**COLLECTED DATA**
==========
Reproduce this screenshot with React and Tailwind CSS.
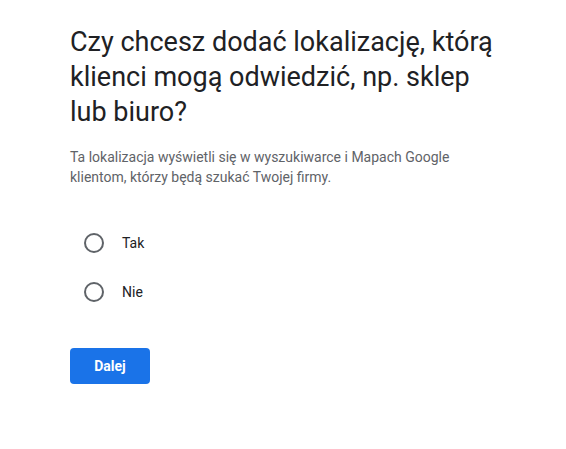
export default function App() {
  return (
    <div className="min-h-[449px] bg-white" style={{ fontFamily: 'Roboto, "Noto Sans", sans-serif' }}>
      <div className="w-[440px] pl-[70px] pt-[25px] box-content">
        <h1 className="text-[27px] leading-[35px] text-[#202124] font-normal">
          Czy chcesz dodać lokalizację, którą klienci mogą odwiedzić, np. sklep lub biuro?
        </h1>
        <p className="mt-[17px] w-[400px] text-[14px] leading-[20px] text-[#5f6368]">
          Ta lokalizacja wyświetli się w wyszukiwarce i Mapach Google klientom, którzy będą szukać Twojej firmy.
        </p>
        <div className="mt-[46px] flex flex-col gap-[29px]">
          {['Tak', 'Nie'].map((label) => (
            <label key={label} className="flex items-center gap-[18px] pl-[14px] cursor-pointer">
              <span className="w-[20px] h-[20px] rounded-full border-2 border-[#5f6368]" />
              <span className="text-[14px] leading-[20px] text-[#202124]">{label}</span>
            </label>
          ))}
        </div>
        <button className="block mt-[46px] w-[80px] h-[36px] rounded-[4px] bg-[#1a73e8] text-white text-[14px] font-bold">
          Dalej
        </button>
      </div>
    </div>
  );
}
==========
**WHAT YOU SHOULD DO**
Copy the listing over exactly, skipping the pictures it holds.

**RESPONSE TO THE EXERCISE**
Reproduce this screenshot with React and Tailwind CSS.
export default function App() {
  return (
    <div className="min-h-[449px] bg-white" style={{ fontFamily: 'Roboto, "Noto Sans", sans-serif' }}>
      <div className="w-[440px] pl-[70px] pt-[25px] box-content">
        <h1 className="text-[27px] leading-[35px] text-[#202124] font-normal">
          Czy chcesz dodać lokalizację, którą klienci mogą odwiedzić, np. sklep lub biuro?
        </h1>
        <p className="mt-[17px] w-[400px] text-[14px] leading-[20px] text-[#5f6368]">
          Ta lokalizacja wyświetli się w wyszukiwarce i Mapach Google klientom, którzy będą szukać Twojej firmy.
        </p>
        <div className="mt-[46px] flex flex-col gap-[29px]">
          {['Tak', 'Nie'].map((label) => (
            <label key={label} className="flex items-center gap-[18px] pl-[14px] cursor-pointer">
              <span className="w-[20px] h-[20px] rounded-full border-2 border-[#5f6368]" />
              <span className="text-[14px] leading-[20px] text-[#202124]">{label}</span>
            </label>
          ))}
        </div>
        <button className="block mt-[46px] w-[80px] h-[36px] rounded-[4px] bg-[#1a73e8] text-white text-[14px] font-bold">
          Dalej
        </button>
      </div>
    </div>
  );
}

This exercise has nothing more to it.